9. Alignment with Waku's own roadmap (external validation)

This proposal is not a detour from upstream — it is the same destination:

  • "No store in the Messaging API." Waku's Reliable Channel API work explicitly states: "reducing the store API in Waku API: No store in Messaging API. Store related functions on the Waku API need to be sufficient for reliable channel (SDS) and nothing more — so exposing store hash queries, to find messages based on retrieval hints." That is §5.3 verbatim: store → startup + hint-fallback, reliability → e2e/peer.
  • SDS is a group/participant protocol. Waku: "application reliability is handled by data sync protocols, enabled by the fact that messages are published in groups with active participants." Confirms SDS can't cover sessionless broadcast (§4).
  • Store-node reliability is itself moving to set reconciliation (the store-sync / FTSTORE / Negentropy line of work), i.e. the same RBSR primitive we propose to reuse at runtime.
  • MVDS remains Waku's reference store-free e2e protocol for the unicast case.

Sources:


10. Risks & open questions

  1. RLN on recovered messages (blocking). Must validate transferred messages exactly like relay ingress before any of this is safe (transfer.nim:173).
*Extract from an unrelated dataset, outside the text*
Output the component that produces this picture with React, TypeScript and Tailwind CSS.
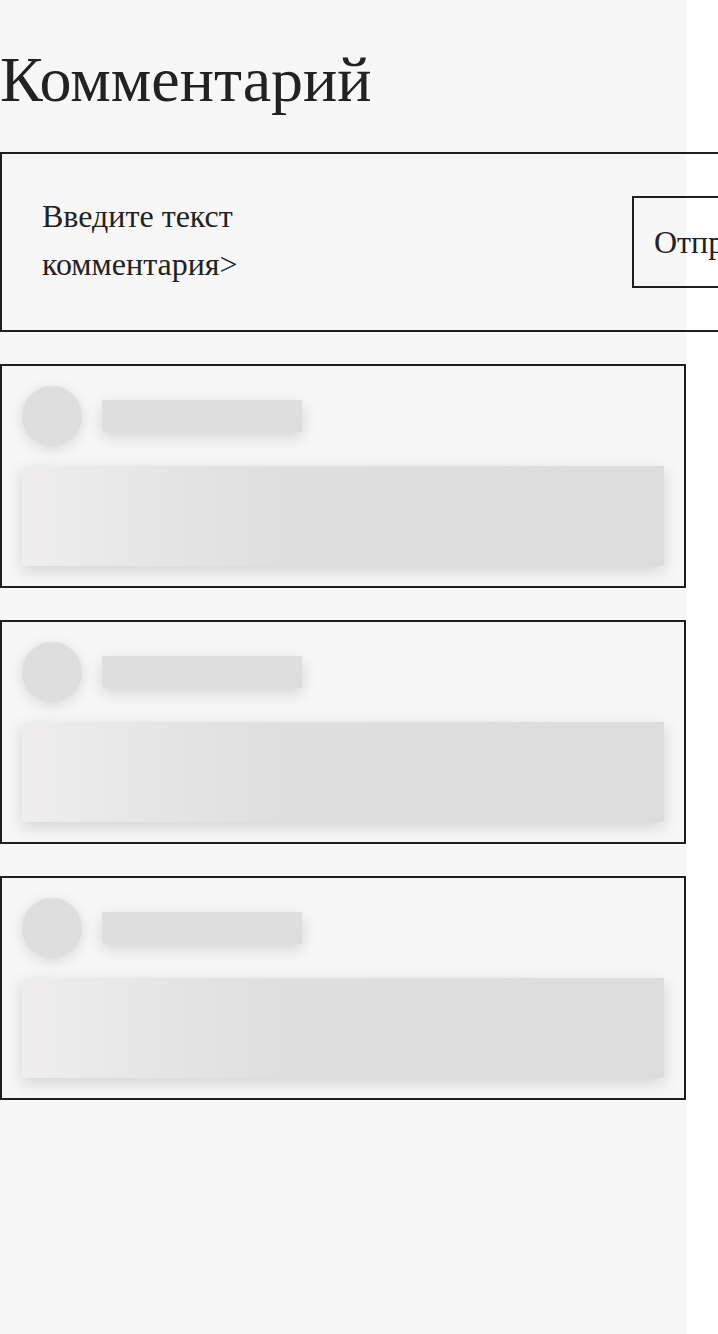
import React from "react";

function SkeletonCard() {
  return (
    <div className="border-2 border-[#1f1f1f] p-5 flex flex-col gap-5">
      <div className="flex items-center gap-5">
        <div className="w-[60px] h-[60px] rounded-full bg-[#dedede] shadow-[0_3px_14px_rgba(0,0,0,0.13)]" />
        <div className="w-[200px] h-[32px] bg-[#dedede] shadow-[0_5px_16px_rgba(0,0,0,0.15)]" />
      </div>
      <div className="h-[100px] bg-gradient-to-r from-[#efedee] via-[#dfdfdf] via-40% to-[#dcdcdc] shadow-[0_5px_16px_rgba(0,0,0,0.15)]" />
    </div>
  );
}

export default function App() {
  return (
    <div className="w-[686px] min-h-screen bg-[#f7f7f7] text-[#222222] pt-8 font-['Liberation_Serif','Times_New_Roman',serif]">
      <h1 className="text-[64px] leading-[96px] font-normal mb-6 font-['Liberation_Serif','Times_New_Roman',serif]">
        Комментарий
      </h1>
      <div className="w-[900px] border-2 border-[#1f1f1f] px-10 py-10 flex items-center gap-10">
        <div className="w-[550px] shrink-0 -translate-y-[2px] text-[32px] leading-[48px] font-['Liberation_Serif','Times_New_Roman',serif]">
          Введите текст
          <br />
          комментария&gt;
        </div>
        <button className="shrink-0 border-2 border-[#1f1f1f] p-5 text-[32px] leading-[48px] text-[#222222] bg-transparent font-['Liberation_Serif','Times_New_Roman',serif]">
          Отправить
        </button>
      </div>
      <div className="mt-8 flex flex-col gap-8">
        <SkeletonCard />
        <SkeletonCard />
        <SkeletonCard />
      </div>
    </div>
  );
}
Non-negotiable.
  2. Privacy / metadata leak. Reconciliation reveals which message hashes a node holds. Waku flags that a missed-message protocol can leak the social graph. Mitigate by scoping reconciliation strictly to content topics the node already subscribes to, and consider not reconciling on topics with tiny anonymity sets.
  3. Bandwidth & per-peer cost. Every reliability-seeking node now runs O(peers) reconciliation sessions on a timer. RBSR is efficient for large sets but was sized for store servers; tune window size, peer count, and interval; cap on light nodes (§6).
  4. Confirmation semantics. "Present in ≥N peers' sets" is a propagation/retention guarantee, not proof a specific human read it — which is the honest ceiling for open broadcast. Where the app needs true delivery-to-a-recipient, use the e2e-ACK complement.
  5. Convergence of send-confirmation. Choose N and the reconciliation cadence so MessageSentEvent latency is comparable to today's ~3 s store-validation; validate under churn.
  6. Light-node anonymity. NRS-against-service-peers concentrates trust/metadata on a few nodes; weigh against the bounded-store-resume fallback.

11. Bottom line

  • You do not need to invent a brand-new protocol. The store-sync RBSR engine already in the tree is the right runtime anti-entropy primitive; it just needs to be unhooked from the archive and mounted as a first-class Network Reliability Service on regular nodes.
  • One subsystem, both guarantees: receive-side recovery and send-side confirmation, by replacing store-presence with peer-set-presence.
  • SDS stays for channels; do not force it onto broadcast — it structurally can't serve a sessionless, possibly-unidirectional Messaging API.
  • Add MVDS-style e2e ACK only for known-recipient / unicast flows where a recipient set exists.
  • Store ends up exactly where you (and Waku) want it: startup history sync + optional retrieval-hint fallback, and nothing on the steady-state path.
  • Hard prerequisite: fix RLN verification on transferred/recovered messages before enabling peer-to-peer recovery.

This is implementable in four incremental phases behind the existing useP2PReliability flag, with no change to the MessageSentEvent/MessageReceivedEvent contract that the Reliable Channel and FFI layers depend on.